Field data on stimulation response testing cycles ran roughly 14 to 21 days per pad in hybrid systems. This extended testing period highlights the complexity of fluid flow in rocks with dual-porosity networks. Field observations, core description, gamma profiles, petrophysics, pressure data, and production response must be integrated rather than ranked in isolation.

We must use Gas-In-Place (GIP) calculations carefully. GIP figures lose validity when applied across oil-prone versus dry-gas intervals without recalculating storage assumptions. Adsorbed gas plays a massive role in the Horn River, while free gas in pore space dominates the Montney. Applying a Horn River storage model to a liquids-rich Montney window will drastically overestimate ultimate recovery.

Bottom Line: Completion designs must be calibrated to the specific mineralogy and stress regime of the target interval. Analogies provide a starting point, but core-calibrated geomechanics dictate the final pump schedule.

A Decision Matrix for Geologists, Geophysicists, and Reservoir Engineers

A concise matrix maps user roles to primary questions when evaluating these basins.
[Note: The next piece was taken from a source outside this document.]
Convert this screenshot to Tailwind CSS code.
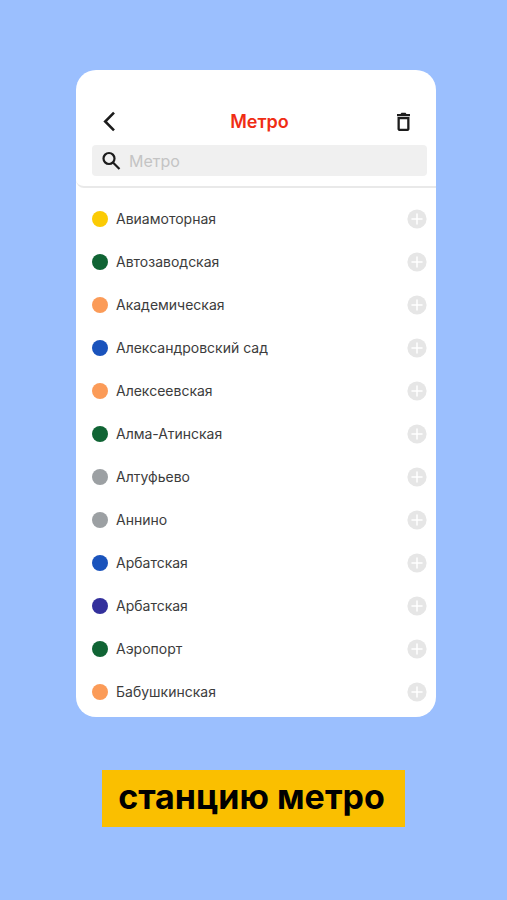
<!DOCTYPE html>
<html lang="ru">
  <head>
    <meta charset="UTF-8" />
    <meta name="viewport" content="width=device-width, initial-scale=1.0">
    <title>Метро</title>
    <script src="https://cdn.jsdelivr.net/npm/@tailwindcss/browser@4"></script>
  </head>
  <body class="bg-[#9bbffe] min-h-screen font-[Inter,Roboto,sans-serif]">
    <!-- icons -->
    <svg class="hidden">
      <symbol id="plus" viewBox="0 0 20 20">
        <circle cx="10" cy="10" r="9.6" fill="#e6e6e6" />
        <path d="M10 5v10M5 10h10" stroke="#fff" stroke-width="1.5" stroke-linecap="round" />
      </symbol>
    </svg>

    <main class="pt-[70px] pb-[72px]">
      <div class="flex justify-center pl-[76px] pr-[71px]">
        <div class="w-full max-w-md bg-white rounded-[20px] overflow-hidden">
          <header class="pl-4 pr-[9px] pt-[38px] pb-[10px] border-b-2 border-[#e9e9e9] rounded-bl-lg">
            <div class="flex items-center justify-between h-7 pl-2 pr-3">
              <button type="button" aria-label="Назад" class="w-7 h-6">
                <svg viewBox="0 0 28 24" class="w-7 h-6" fill="none" stroke="#1c1c1c" stroke-width="2.6">
                  <path d="M14 2.6L5.2 11.5l8.800 8.900" />
                </svg>
              </button>
              <h1 class="text-lg font-semibold text-[#f02d14]">Метро</h1>
              <button type="button" aria-label="Удалить" class="w-6 h-6">
                <svg viewBox="0 0 24 24" class="w-6 h-6" fill="#1c1c1c">
                  <path d="M15.500 4l-1-1.300h-4l-1 1.300H6v2.200h13V4zM6.500 7v12c0 1.100.9 2 2 2h8c1.100 0 2-.9 2-2V7zM8.800 9.200h7.400v9.600H8.800z" fill-rule="evenodd" />
                </svg>
              </button>
            </div>
            <label class="flex items-center gap-2 h-[31px] mt-[9px] px-[9px] bg-[#f0f0f0] rounded">
              <svg viewBox="0 0 20 20" class="w-5 h-5 shrink-0" fill="none" stroke="#1c1c1c" stroke-width="2.2">
                <circle cx="8" cy="7.5" r="5.5" />
                <path d="M12 11.5l6.500 6.500" />
              </svg>
              <input type="text" aria-label="Поиск станции" placeholder="Метро" class="w-full min-w-0 bg-transparent text-base outline-none placeholder:text-[#c4c4c4]" />
            </label>
          </header>

          <ul class="pl-4 pr-[9px] pt-[9px] pb-1 text-sm text-[#3c3c3c]">
            <li class="flex items-center gap-2 h-[43px]">
              <span class="w-4 h-4 rounded-full bg-[#fbcb05]"></span>
              <span class="flex-1">Авиамоторная</span>
              <button type="button" aria-label="Добавить Авиамоторная"><svg class="w-5 h-5"><use href="#plus" /></svg></button>
            </li>
            <li class="flex items-center gap-2 h-[43px]">
              <span class="w-4 h-4 rounded-full bg-[#106434]"></span>
              <span class="flex-1">Автозаводская</span>
              <button type="button" aria-label="Добавить Автозаводская"><svg class="w-5 h-5"><use href="#plus" /></svg></button>
            </li>
            <li class="flex items-center gap-2 h-[43px]">
              <span class="w-4 h-4 rounded-full bg-[#fb9b58]"></span>
              <span class="flex-1">Академическая</span>
              <button type="button" aria-label="Добавить Академическая"><svg class="w-5 h-5"><use href="#plus" /></svg></button>
            </li>
            <li class="flex items-center gap-2 h-[43px]">
              <span class="w-4 h-4 rounded-full bg-[#1a53bc]"></span>
              <span class="flex-1">Александровский сад</span>
              <button type="button" aria-label="Добавить Александровский сад"><svg class="w-5 h-5"><use href="#plus" /></svg></button>
            </li>
            <li class="flex items-center gap-2 h-[43px]">
              <span class="w-4 h-4 rounded-full bg-[#fb9b58]"></span>
              <span class="flex-1">Алексеевская</span>
              <button type="button" aria-label="Добавить Алексеевская"><svg class="w-5 h-5"><use href="#plus" /></svg></button>
            </li>
            <li class="flex items-center gap-2 h-[43px]">
              <span class="w-4 h-4 rounded-full bg-[#106434]"></span>
              <span class="flex-1">Алма-Атинская</span>
              <button type="button" aria-label="Добавить Алма-Атинская"><svg class="w-5 h-5"><use href="#plus" /></svg></button>
            </li>
            <li class="flex items-center gap-2 h-[43px]">
              <span class="w-4 h-4 rounded-full bg-[#9ca0a3]"></span>
              <span class="flex-1">Алтуфьево</span>
              <button type="button" aria-label="Добавить Алтуфьево"><svg class="w-5 h-5"><use href="#plus" /></svg></button>
            </li>
            <li class="flex items-center gap-2 h-[43px]">
              <span class="w-4 h-4 rounded-full bg-[#9ca0a3]"></span>
              <span class="flex-1">Аннино</span>
              <button type="button" aria-label="Добавить Аннино"><svg class="w-5 h-5"><use href="#plus" /></svg></button>
            </li>
            <li class="flex items-center gap-2 h-[43px]">
              <span class="w-4 h-4 rounded-full bg-[#1a53bc]"></span>
              <span class="flex-1">Арбатская</span>
              <button type="button" aria-label="Добавить Арбатская"><svg class="w-5 h-5"><use href="#plus" /></svg></button>
            </li>
            <li class="flex items-center gap-2 h-[43px]">
              <span class="w-4 h-4 rounded-full bg-[#33309c]"></span>
              <span class="flex-1">Арбатская</span>
              <button type="button" aria-label="Добавить Арбатская"><svg class="w-5 h-5"><use href="#plus" /></svg></button>
            </li>
            <li class="flex items-center gap-2 h-[43px]">
              <span class="w-4 h-4 rounded-full bg-[#106434]"></span>
              <span class="flex-1">Аэропорт</span>
              <button type="button" aria-label="Добавить Аэропорт"><svg class="w-5 h-5"><use href="#plus" /></svg></button>
            </li>
            <li class="flex items-center gap-2 h-[43px]">
              <span class="w-4 h-4 rounded-full bg-[#fb9b58]"></span>
              <span class="flex-1">Бабушкинская</span>
              <button type="button" aria-label="Добавить Бабушкинская"><svg class="w-5 h-5"><use href="#plus" /></svg></button>
            </li>
          </ul>
        </div>
      </div>

      <p class="w-fit mx-auto mt-[53px] pl-4 pr-5 pt-1 pb-2 bg-[#fabf00] text-black text-[34px] leading-[45px] font-bold">станцию метро</p>
    </main>
  </body>
</html>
Petroleum geologists focus on depositional and stratigraphic controls, mapping the subtle facies changes that dictate reservoir quality. Exploration geophysicists focus on mappable rock-property contrasts, using seismic inversion to identify sweet spots of high porosity and brittleness. Reservoir engineers focus on storage, flow, and stimulation response, building models that predict how the rock will behave under dynamic pressure changes.
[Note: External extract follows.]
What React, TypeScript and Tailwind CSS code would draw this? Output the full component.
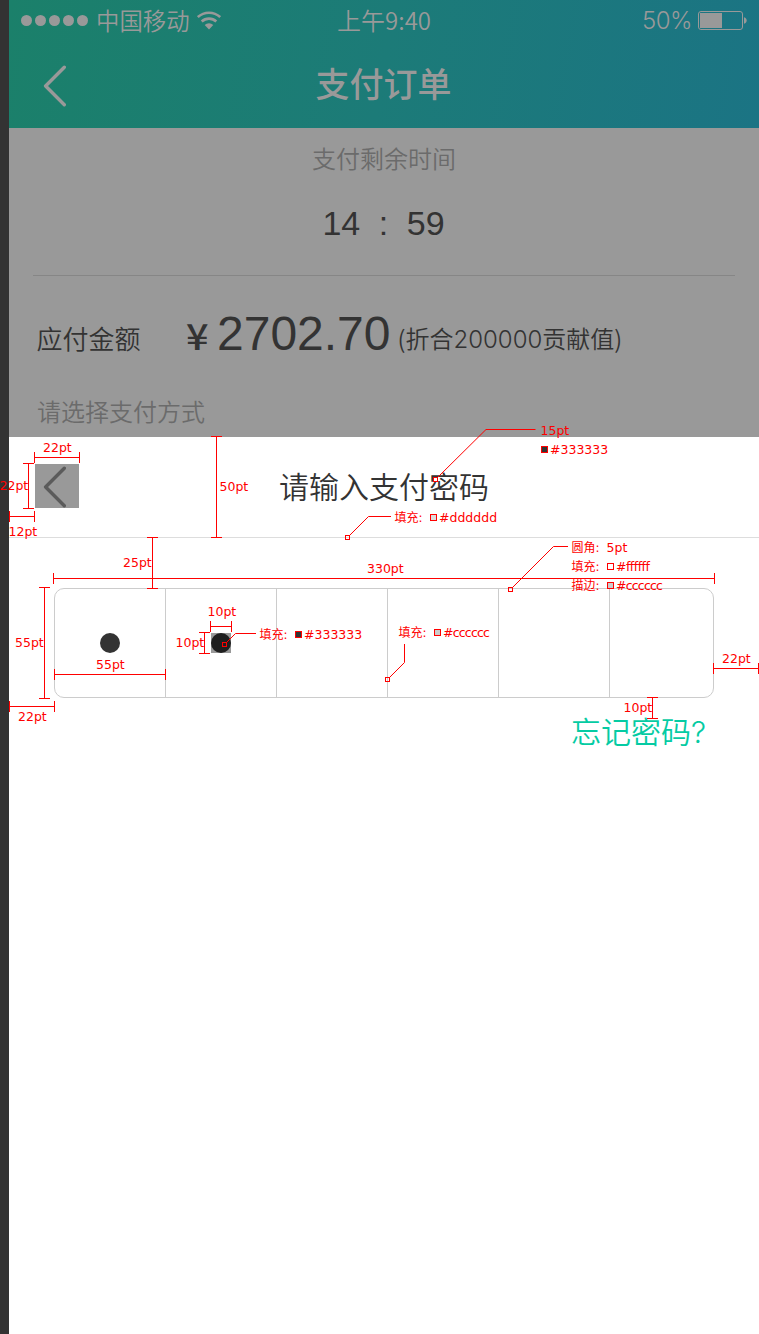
import React from "react";

const cjk = "font-['Noto_Sans_CJK_SC',sans-serif]";

function Chevron({ className }: { className: string }) {
  return (
    <svg width="24" height="42" viewBox="0 0 24 42" fill="none" className={className}>
      <path d="M21.300 2.300 2.600 21 21.300 39.700" stroke="currentColor" strokeWidth="3.400" strokeLinecap="round" strokeLinejoin="round" />
    </svg>
  );
}

function StatusBar() {
  return (
    <div className="relative flex h-10 items-center justify-between pl-3 pr-[11px]">
      <div className="flex items-center">
        <div className="flex gap-[3px]">
          {[0, 1, 2, 3, 4].map((n) => (
            <span key={n} className="size-[11px] rounded-full bg-[#999]" />
          ))}
        </div>
        <span className="ml-[8px] text-[23.400px] leading-10 font-[350]">中国移动</span>
        <svg width="24" height="19" viewBox="0 0 24 19" fill="none" stroke="currentColor" strokeWidth="2.6" className="ml-[7.500px]">
          <path d="M.8 6.1a16.4 16.4 0 0 1 22.4 0" />
          <path d="M4.7 10.5a10.6 10.6 0 0 1 14.6 0" />
          <path d="M12 18.4 7.7 14a6.2 6.2 0 0 1 8.6 0Z" fill="currentColor" stroke="none" />
        </svg>
      </div>
      <div className="flex items-center">
        <span className="pt-px font-['Inter',sans-serif] text-[24px] leading-[42px] font-light tracking-[-0.500px]">50%</span>
        <svg width="50" height="20" viewBox="0 0 50 20" className="ml-[6px]">
          <rect x="0.500" y="1.500" width="44" height="18" rx="2.5" fill="none" stroke="currentColor" />
          <path d="M2 3H24V18H2Z" fill="currentColor" />
          <path d="M46 7.2c3.600 1 3.600 5.600 0 6.600Z" fill="currentColor" />
        </svg>
      </div>
      <span className="absolute inset-x-0 top-0 text-center text-[24px] leading-10 font-[350]">上午9:40</span>
    </div>
  );
}

function OrderSummary() {
  return (
    <section className="h-[309px] bg-[#999] text-[#333]">
      <p className="pt-[12px] text-center text-[24px] leading-9 font-[350] text-[#6b6b6b]">支付剩余时间</p>
      <div className="mt-[25px] flex h-11 items-center justify-center gap-[18.500px] pr-px font-['Liberation_Sans',sans-serif] text-[34px]">
        <span>14</span>
        <span>:</span>
        <span>59</span>
      </div>
      <div className="mx-6 mt-[30px] h-px bg-[#868686]" />
      <div className="flex h-[100px] items-baseline pl-[27.500px] pt-[28px]">
        <span className="relative top-[-1px] w-[149px] text-[26px] leading-[60px] font-[350]">应付金额</span>
        <span className="w-[31.500px]">
          <span className="inline-block origin-left scale-x-110 text-[36px] leading-[60px] font-medium">¥</span>
        </span>
        <span className="font-['Liberation_Sans',sans-serif] text-[48px] leading-[60px]">2702.70</span>
        <span className="relative top-[-2px] ml-[7px] text-[24px] leading-[60px] font-[350]">
          (折合<span className="font-['Inter',sans-serif] font-light">200000</span>贡献值)
        </span>
      </div>
      <p className="pl-7 pt-[17px] text-[24px] leading-9 font-[350] text-[#6b6b6b]">请选择支付方式</p>
    </section>
  );
}

function PasswordPanel() {
  return (
    <section className="flex flex-col text-[#333]">
      <div className="flex h-[101px] items-start border-b border-[#ddd] pl-[26px] pt-[27px]">
        <button className="flex size-11 items-center bg-[#999] pl-2 text-[#5b5b5b]">
          <Chevron className="relative top-px" />
        </button>
        <h2 className="-mt-px ml-[200px] text-[30px] leading-[44px] font-[350]">请输入支付密码</h2>
      </div>
      <div className="ml-[45px] mt-[50px] flex h-[110px] w-[660px] rounded-[10px] border border-[#ccc]">
        <div className="flex w-[111px] items-center justify-center border-r border-[#ccc]">
          <span className="size-5 rounded-full bg-[#333]" />
        </div>
        <div className="flex w-[111px] items-center justify-center border-r border-[#ccc]">
          <span className="size-5 bg-[#999]">
            <span className="block size-5 rounded-full bg-[#1f1f1f]" />
          </span>
        </div>
        <div className="w-[111px] border-r border-[#ccc]" />
        <div className="w-[111px] border-r border-[#ccc]" />
        <div className="w-[111px] border-r border-[#ccc]" />
        <div className="flex-1" />
      </div>
      <a className="mr-[53px] mt-[10px] self-end text-[30px] leading-[44px] font-[350] text-[#05cba3]">
        忘记密码<span className="font-['Inter',sans-serif] text-[30px] font-light">?</span>
      </a>
    </section>
  );
}

const horizontals = [
  [34, 79, 457], [9, 34, 516], [53, 714, 578], [54, 165, 674], [9, 54, 706], [210, 231, 626], [713, 758, 668],
];
const verticals = [
  [28, 463, 508], [216, 436, 537], [152, 537, 588], [44, 587, 698], [204, 632, 653], [652, 697, 718],
];
const anchors = [[433, 477], [345, 535], [508, 587], [385, 677], [222, 642]];
const leaders = [
  "M535.500 429.500H486L437.500 477.500",
  "M391 516.500H368.500L349.500 535.500",
  "M568 546.500H553.500L512.500 587.500",
  "M404.500 644V662.500L389.500 677.500",
  "M256 633.500H235.500L226.500 642.500",
];

function Label({ at, children }: { at: string; children: React.ReactNode }) {
  return <span className={`absolute whitespace-pre leading-4 ${at}`}>{children}</span>;
}

function Swatch({ at }: { at: string }) {
  return <span className={`absolute size-[7px] border border-[#f00] ${at}`} />;
}

function Annotations() {
  return (
    <div className="pointer-events-none absolute inset-0 overflow-hidden font-['DejaVu_Sans','Noto_Sans_CJK_SC',sans-serif] text-[12.5px] text-[#f00]">
      <svg width="759" height="1334" viewBox="0 0 759 1334" className="absolute inset-0" fill="none" stroke="#f00">
        {horizontals.map(([a, b, y]) => (
          <path key={`h${a}-${y}`} d={`M${a} ${y + 0.5}H${b + 1}M${a + 0.5} ${y - 5}v11M${b + 0.5} ${y - 5}v11`} />
        ))}
        {verticals.map(([x, a, b]) => (
          <path key={`v${x}`} d={`M${x + 0.5} ${a}V${b + 1}M${x - 5} ${a + 0.5}h11M${x - 5} ${b + 0.5}h11`} />
        ))}
        {leaders.map((d) => (
          <path key={d} d={d} />
        ))}
        {anchors.map(([x, y]) => (
          <rect key={`a${x}`} x={x + 0.5} y={y + 0.5} width="4" height="4" />
        ))}
      </svg>
      <Label at="left-[43px] top-[440px]">22pt</Label>
      <Label at="left-[-0.500px] top-[478px]">22pt</Label>
      <Label at="left-[8.500px] top-[524px]">12pt</Label>
      <Label at="left-[219.500px] top-[479px]">50pt</Label>
      <Label at="left-[123px] top-[555px]">25pt</Label>
      <Label at="left-[367px] top-[561px]">330pt</Label>
      <Label at="left-[15px] top-[635px]">55pt</Label>
      <Label at="left-[96px] top-[657px]">55pt</Label>
      <Label at="left-[18px] top-[709px]">22pt</Label>
      <Label at="left-[207.500px] top-[604px]">10pt</Label>
      <Label at="left-[175.500px] top-[635px]">10pt</Label>
      <Label at="left-[722px] top-[651px]">22pt</Label>
      <Label at="left-[623.500px] top-[700px]">10pt</Label>
      <Label at="left-[540.500px] top-[423px]">15pt</Label>
      <Label at="left-[550px] top-[442px]">#333333</Label>
      <Swatch at="left-[541px] top-[446px] bg-[#333]" />
      <Label at="left-[394.500px] top-[510px] text-[12px]">填充:</Label>
      <Swatch at="left-[430px] top-[514px] bg-[#ddd]" />
      <Label at="left-[439px] top-[510px]">#dddddd</Label>
      <Label at="left-[571.500px] top-[540px] text-[12px]">圆角:</Label>
      <Label at="left-[606.500px] top-[540px]">5pt</Label>
      <Label at="left-[571.500px] top-[559px] text-[12px]">填充:</Label>
      <Swatch at="left-[607px] top-[563px] bg-white" />
      <Label at="left-[616px] top-[559px] tracking-[-0.500px]">#ffffff</Label>
      <Label at="left-[571.500px] top-[578px] text-[12px]">描边:</Label>
      <Swatch at="left-[607px] top-[582px] bg-[#ccc]" />
      <Label at="left-[616px] top-[578px] tracking-[-0.800px]">#cccccc</Label>
      <Label at="left-[259.500px] top-[627px] text-[12px]">填充:</Label>
      <Swatch at="left-[295px] top-[631px] bg-[#333]" />
      <Label at="left-[304px] top-[627px]">#333333</Label>
      <Label at="left-[398.500px] top-[625px] text-[12px]">填充:</Label>
      <Swatch at="left-[434px] top-[629px] bg-[#ccc]" />
      <Label at="left-[443px] top-[625px] tracking-[-0.800px]">#cccccc</Label>
    </div>
  );
}

export default function App() {
  return (
    <div className={`relative flex h-[1334px] w-[759px] overflow-hidden bg-white ${cjk}`}>
      <div className="w-[9px] shrink-0 bg-[#333]" />
      <main className="w-[750px]">
        <header className="h-32 bg-linear-[100deg,#1b806a,#1c7b78_50%,#1b7484] text-[#999]">
          <StatusBar />
          <div className="relative flex h-[88px] items-start justify-center">
            <Chevron className="absolute left-[34px] top-[25px]" />
            <h1 className="pr-px text-[34px] leading-[86px] font-medium">支付订单</h1>
          </div>
        </header>
        <OrderSummary />
        <PasswordPanel />
      </main>
      <Annotations />
    </div>
  );
}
Graduate students at the University of Calgary and government geoscience staff benefit from reproducible terminology, transparent assumptions, and clear separation between observation and interpretation. We recommend a strict comparison order: first describe the rock, then interpret the petroleum system, then evaluate completion behavior, then compare development analogues.

Field Note: This data integration order applies only where core descriptions predate petrophysical logs. Attempting to build a geomechanical model from logs without grounding it in physical core observations frequently leads to catastrophic completion failures.